Columbine, Virginia Tech, Sandy Hook, may be old news, but the story is all too fresh. There have been three more school shootings this week alone. Sadly, all of these incidents make up a mere fraction of the mass shootings that have occurred in the last 18 years. It seems we still haven’t learned, and things certainly haven’y improved. They say if you don’t study history and learn from it you are destined to repeat it. How many shootings of innocent people will it take before our lesson is learned?
In my professional life, I spend at least three days a week in local schools; to date, I have experienced multiple “lock-down” situations. A few have been drills, but one was not. I was confined to the school gym with one of my student employees for a LONG while. We had no idea why we were on lock-down, but together, we sat and waited, not knowing what was really happening. As nervous as I was inside, I had to stay calm and maintain my composure to keep my student calm. It turned out there was no active shooter at the school, BUT there was an armed suspect who had fled from the local police. I’m thankful the police alerted the school and that the administration acted swiftly to keep everyone safe.
The Friday before the shooting in Las Vegas, I was caught at a school during another lock-down. This time I knew that this was only a drill, so I went about my business at the school as if everything was normal. I left the room where I was working to pick up supplies from another area within the school. On my way, I was stopped by a school administrator who reprimanded me for walking down the hallway rather than staying where I was. At the time, I was so irritated that the drill interfered with the work I was trying to get done. In retrospect, I had taken that drill for granted, I had forgotten what it was like to be in a real lock-down situation. I was annoyed where I should have been grateful for the practice of keeping me out of harm’s way; a “practice” that could potentially save my life.
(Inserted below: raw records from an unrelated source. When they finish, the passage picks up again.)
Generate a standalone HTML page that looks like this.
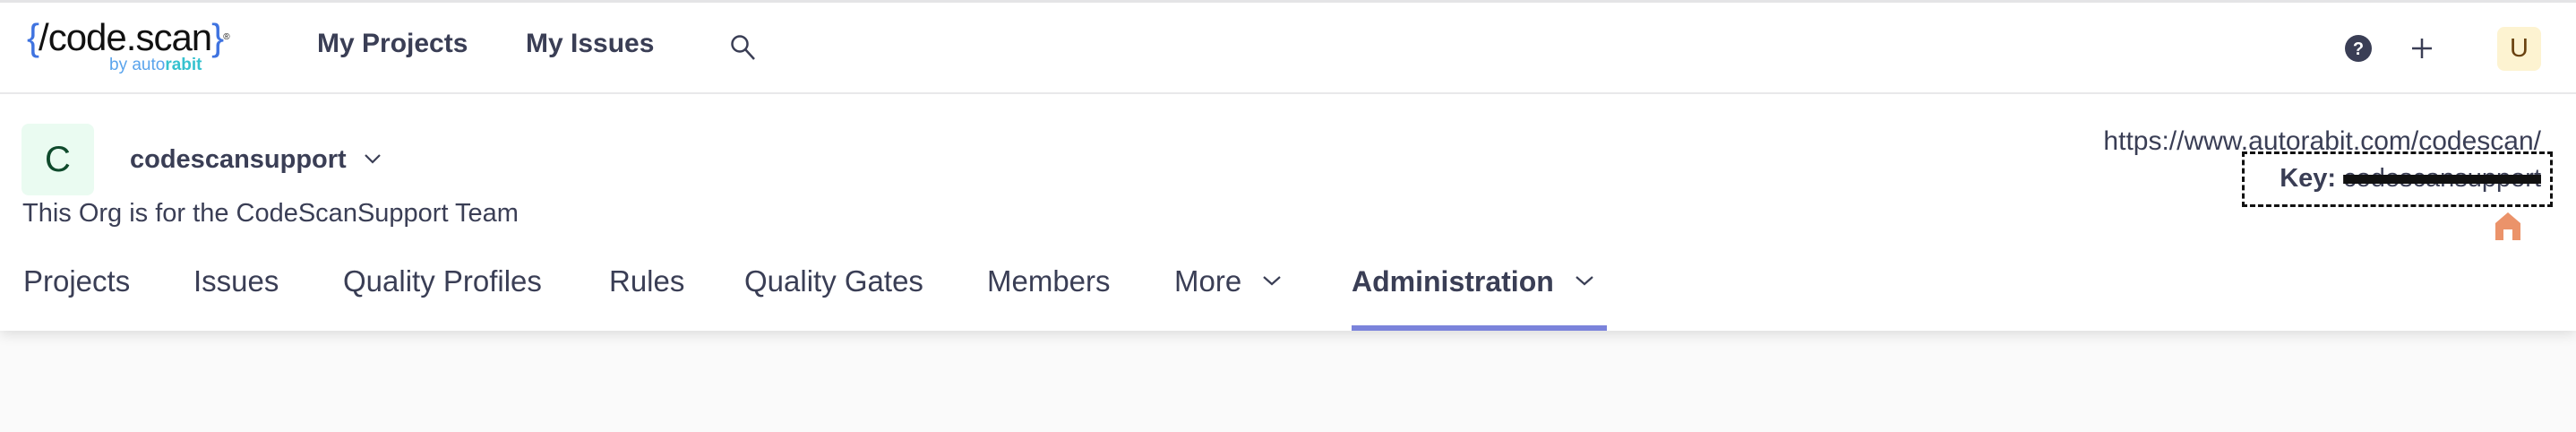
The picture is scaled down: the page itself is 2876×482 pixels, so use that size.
<!DOCTYPE html>
<html><head><meta charset="utf-8"><style>
*{margin:0;padding:0;box-sizing:border-box}
body{width:2876px;height:482px;background:#fafafa;position:relative;overflow:hidden;font-family:"Liberation Sans",sans-serif;color:#3a3e55}
.a{position:absolute;white-space:nowrap}
.t{font-size:33px;line-height:40px;top:294px}
</style></head><body>
<div class="a" style="left:0;top:0;width:2876px;height:369px;background:#fff;box-shadow:0 4px 14px rgba(0,0,0,0.12)"></div>
<div class="a" style="left:0;top:0;width:2876px;height:3px;background:#e4e4e6"></div>
<div class="a" style="left:0;top:103px;width:2876px;height:2px;background:#e8e8ea"></div>
<div class="a" style="left:30px;top:20px;font-size:42px;line-height:44px;letter-spacing:-1px;color:#111"><span style="color:#3f73e0">{</span>/code.scan<span style="color:#3f73e0">}</span><sup style="font-size:10px;vertical-align:top">®</sup></div>
<div class="a" style="left:122px;top:62px;font-size:19px;line-height:22px;color:#5aa4ec">by auto<b style="color:#36c2cf">rabit</b></div>
<div class="a" style="left:354px;top:31px;font-size:30px;font-weight:bold;line-height:36px">My Projects</div>
<div class="a" style="left:587px;top:31px;font-size:30px;font-weight:bold;line-height:36px">My Issues</div>
<svg class="a" style="left:814px;top:37px" width="32" height="32" viewBox="0 0 32 32"><circle cx="12" cy="12" r="8.5" fill="none" stroke="#3a3e55" stroke-width="2.5"/><path d="M18 18L28 29" stroke="#3a3e55" stroke-width="2.5"/></svg>
<svg class="a" style="left:2617px;top:38px" width="32" height="32" viewBox="0 0 32 32"><circle cx="16" cy="16" r="15" fill="#3a3e55"/><text x="16" y="23" text-anchor="middle" font-family="Liberation Sans" font-weight="bold" font-size="20" fill="#fff">?</text></svg>
<svg class="a" style="left:2690px;top:40px" width="28" height="28" viewBox="0 0 28 28"><path d="M14 3V25M3 14H25" stroke="#3a3e55" stroke-width="2.5"/></svg>
<div class="a" style="left:2788px;top:30px;width:49px;height:49px;background:#fdf3d1;border-radius:8px;color:#6a4210;font-size:29px;line-height:49px;text-align:center">U</div>
<div class="a" style="left:24px;top:138px;width:81px;height:80px;background:#eafbf1;border-radius:8px;color:#0f4a2c;font-size:40px;line-height:80px;text-align:center">C</div>
<div class="a" style="left:145px;top:160px;font-size:29px;font-weight:bold;line-height:36px">codescansupport</div>
<svg class="a" style="left:405px;top:170px" width="22" height="14" viewBox="0 0 22 14"><path d="M3 3L11 11L19 3" fill="none" stroke="#3a3e55" stroke-width="2.2"/></svg>
<div class="a" style="left:25px;top:221px;font-size:29px;line-height:34px">This Org is for the CodeScanSupport Team</div>
<div class="a" style="left:2300px;top:141px;font-size:30px;line-height:34px;width:537px;text-align:right">https://www.autorabit.com/codescan/</div>
<div class="a" style="left:2503px;top:169px;width:347px;height:62px;border:3px dashed #111"></div>
<div class="a" style="left:2503px;top:181px;width:334px;text-align:right;font-size:29px;line-height:36px"><b>Key:</b> <span style="text-decoration:line-through;text-decoration-thickness:10px;text-decoration-color:#111">codescansupport</span></div>
<svg class="a" style="left:2785px;top:236px" width="30" height="32" viewBox="0 0 30 32"><path d="M15 1L29 13V32H20V20H10V32H1V13Z" fill="#eb936a"/></svg>
<div class="a t" style="left:26px">Projects</div>
<div class="a t" style="left:216px">Issues</div>
<div class="a t" style="left:383px">Quality Profiles</div>
<div class="a t" style="left:680px">Rules</div>
<div class="a t" style="left:831px">Quality Gates</div>
<div class="a t" style="left:1102px">Members</div>
<div class="a t" style="left:1311px">More</div>
<svg class="a" style="left:1408px;top:306px" width="24" height="14" viewBox="0 0 24 14"><path d="M3 3L12 11L21 3" fill="none" stroke="#3a3e55" stroke-width="2.2"/></svg>
<div class="a t" style="left:1509px;font-weight:bold;font-size:32px">Administration</div>
<svg class="a" style="left:1757px;top:306px" width="24" height="14" viewBox="0 0 24 14"><path d="M3 3L12 11L21 3" fill="none" stroke="#3a3e55" stroke-width="2.2"/></svg>
<div class="a" style="left:1509px;top:363px;width:285px;height:6px;background:#7b83db"></div>
</body></html>
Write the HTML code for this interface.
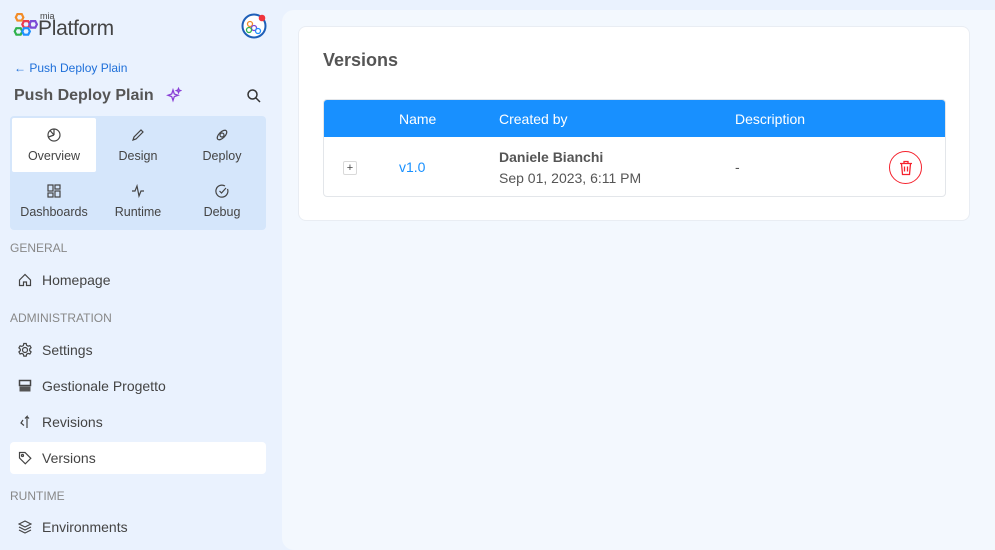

It seems unbelievable that this is our reality. That churches, schools, concerts, and festivals; places where communities join together, places of revelry and fellowship; have become the backdrop for mass shootings. It does not feel right that my children, husband, family, and friends could be caught in an active-shooter circumstance at any time, on any given day. It is damn frightening to think that these drills COULD, in fact, turn into real-life situations. Something has to change. Or perhaps WE have to CHANGE SOMETHING so these shootings stop happening.
I believe unequivocally that we can make a difference in shaping a safer future. This is not a debate about our second amendment rights, nor is it a dismissal of the numerous responsible gun owners out there. No matter your stance on this issue, we must work TOGETHER to make changes to our gun legislation. It will not be easy, but I am committed to having the tough conversations to pushing us forward. It starts with understanding gained through listening and sharing. I hope you’ll join the dialogue, too.
How many innocent people have to die before we’re willing to have the conversation? To not just speak, but to listen to the other side of the debate…To explore the possibility that things could be better than they are.
Every day there are lives at stake. What will it take for us to change?